For a long time after the final whistle, large crowds of Netherlands supporters stood their ground and filled Green Point Stadium with the noise of celebration. It was both a party for its own sake and a homage to their heroes in orange, who had earlier beaten Uruguay 3-2 in the 2010 FIFA World Cup South Africa™ semi-finals. Now through to the Final for the third time in their history, the Dutch appear well on course for their greatest triumph since winning the 1988 UEFA European Championship in Germany.
"It's terrific, that was a great performance," a visibly thrilled Arjen Robben exclusively told FIFA.com. An hour had passed since the end of the match in Cape Town, but Robben was still searching for the words to describe his side’s achievement. "It's easy enough to say it now, but it was always our target to reach the World Cup Final for the first time in 32 years. We’ve done it at last, and we’re obviously incredibly proud."
Pride was also the dominant emotion for Crown Prince Willem-Alexander and his wife Maxima. The royal couple hurried to the dressing room after the game, personally congratulating all the Netherlands players. A little later, Robben & Co reappeared on the field and made their way over to the massed ranks of fans in orange, dancing, chanting and singing together in celebration of a 25th consecutive match without defeat.
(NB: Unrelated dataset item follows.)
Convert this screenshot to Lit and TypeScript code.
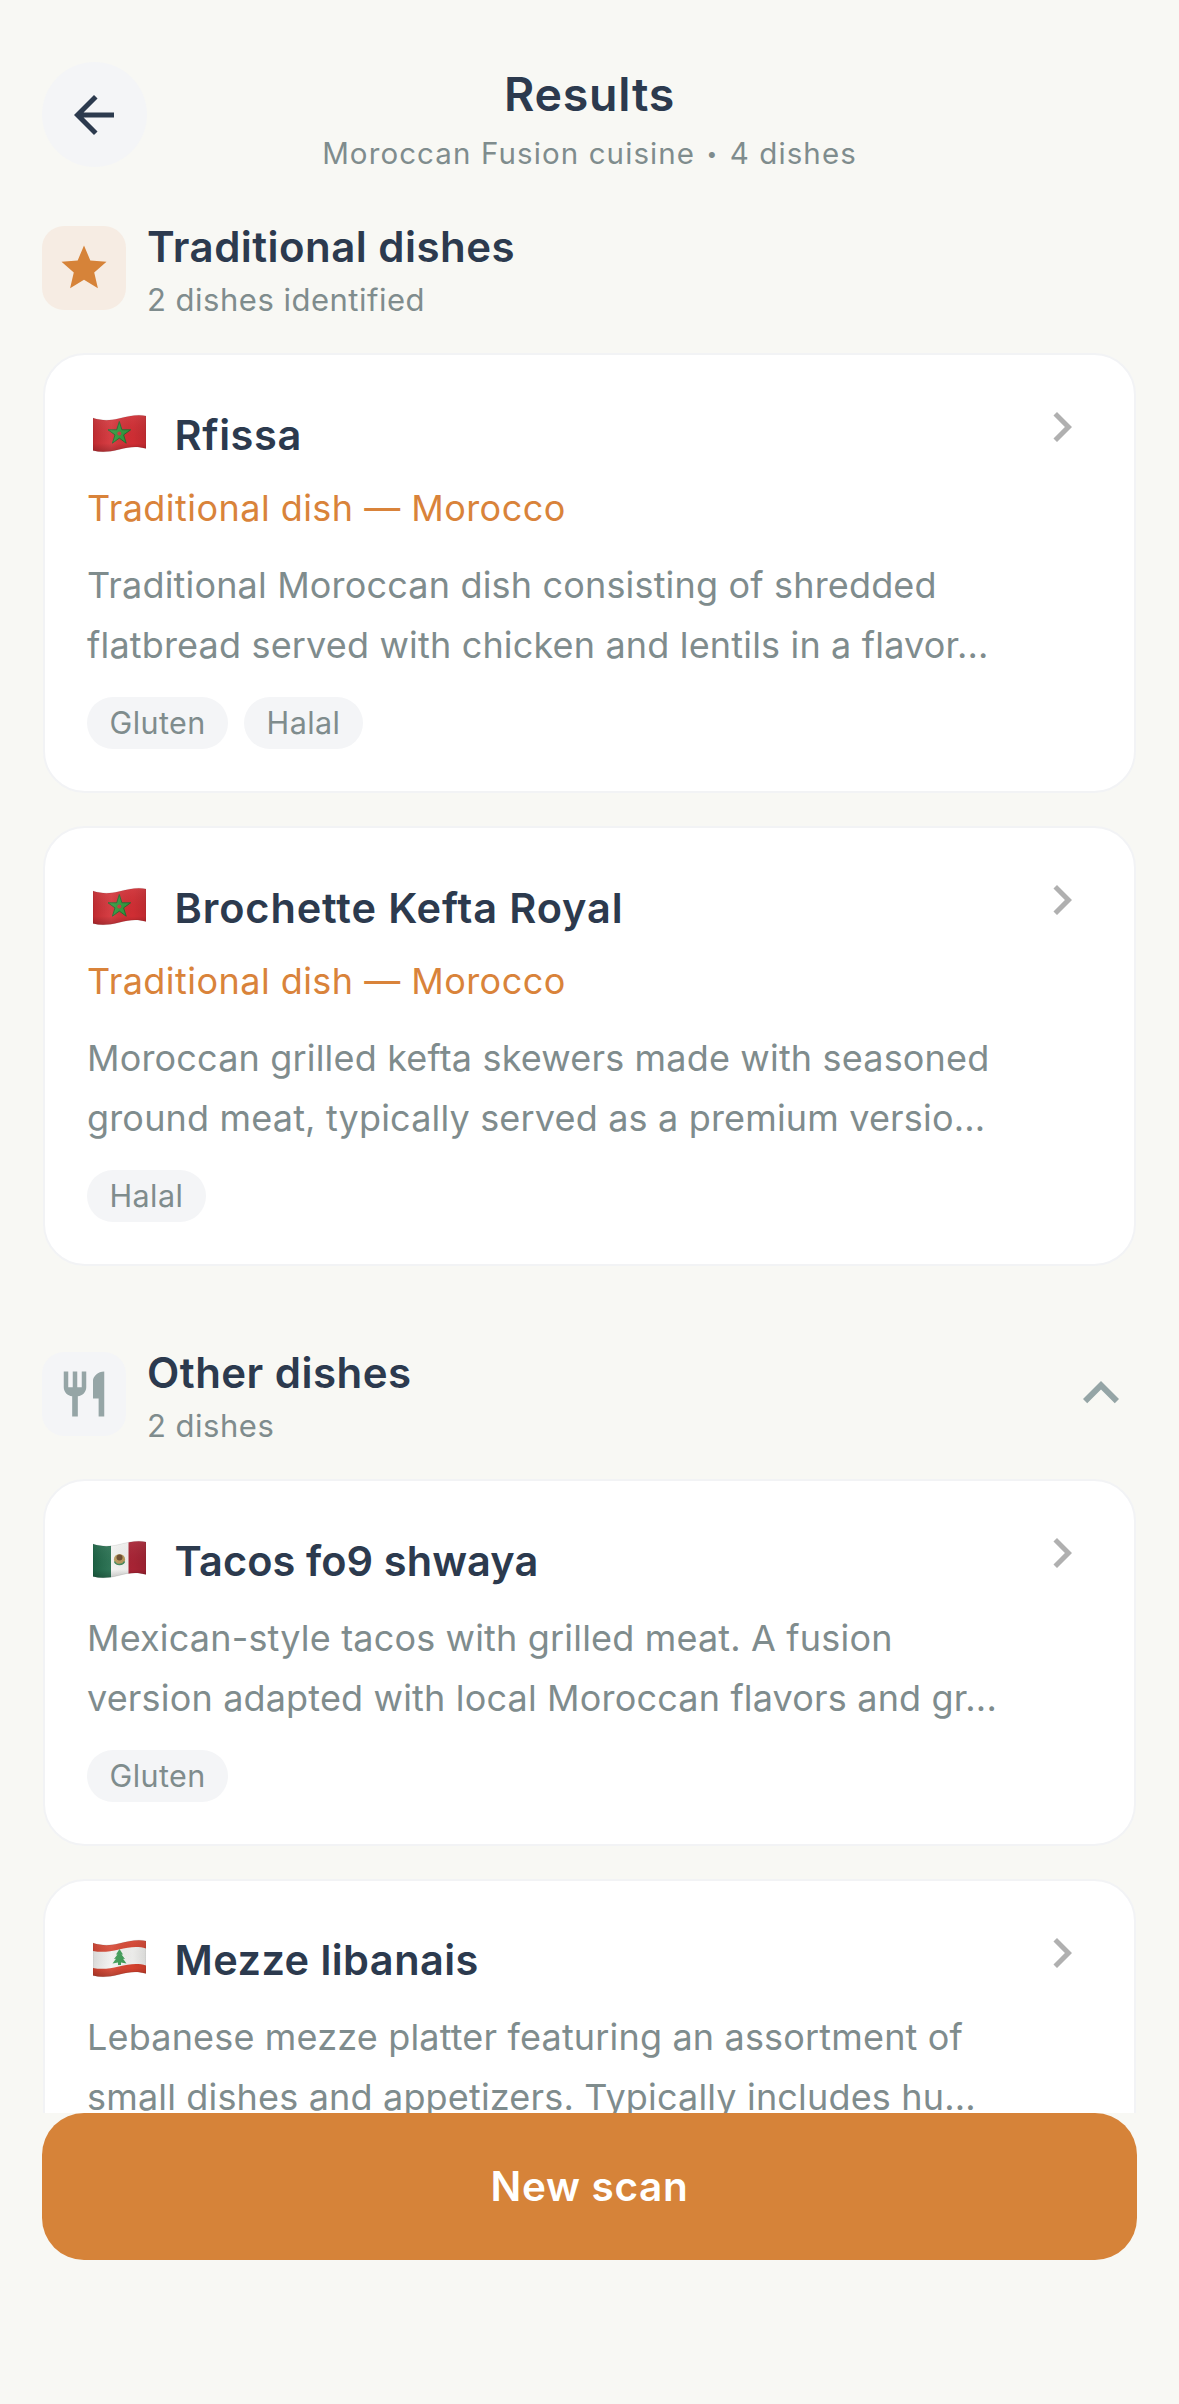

The 62,479 crowd had earlier seen the Europeans control the play for long spells, taking an 18th-minute lead courtesy of captain Giovanni van Bronckhorst’s 30-yard piledriver. "I’ve scored quite a few like that down the years, but a goal like that in the World Cup semi-final is a bit special," the 35-year-old confessed to FIFA.com. In January this year, the veteran struck an almost identical goal in the Dutch cup quarter-finals for his club Feyenoord.
Uruguay battled their way back into it after the half-hour and equalised through Diego Forlan’s fourth goal of the tournament four minutes from half-time. "In the first half, we saw exactly what happens if your organisation breaks down," admonished Mark van Bommel. “However, the second half was much better,” the 33-year-old continued. "We took control of the match and proved we’re a decent footballing side," agreed boss Bert van Marwijk.
The coach replaced holding midfielder Demy de Zeeuw with the more attack-minded Rafael van der Vaart at half-time, and the reward was not long in coming. Wesley Sneijder struck his fifth of the tournament on 70 minutes, before Arjen Robben set his side firmly on course for victory with goal number 2,200 in the history of the FIFA World Cup just three minutes later. "That’s obviously nice, but the real significance is that it was an important goal for the team," Robben told FIFA.com.
There was a brief flurry of excitement right at the end when Maximiliano Pereira pulled one back in the second minute of stoppage time, but it was too late for the South Americans, who now play off for the consolation prize of third place. "We gave it our best shot, but it wasn’t quite enough. I’m still completely satisfied with my team," summarised coach Oscar Tabarez. "We're disappointed, but we've shown everyone who wrote us off beforehand that we're not very far off the top."
The top of the pile is where the Dutch now intend to end up, regardless of whether their next opponents are Spain or Germany. "I hope I end up playing against so many of my club-mates. The Bayern lads deserve a place in the Final," said Robben, making no secret of his preferred opponents on Sunday. Van Marwijk stated no such preference, but clearly feels the Final could be a magnificent spectacle. "I reckon Spain play the best football overall, but I think the Germans have played the best football at the tournament. It’ll be a great match and we’ll see what happens."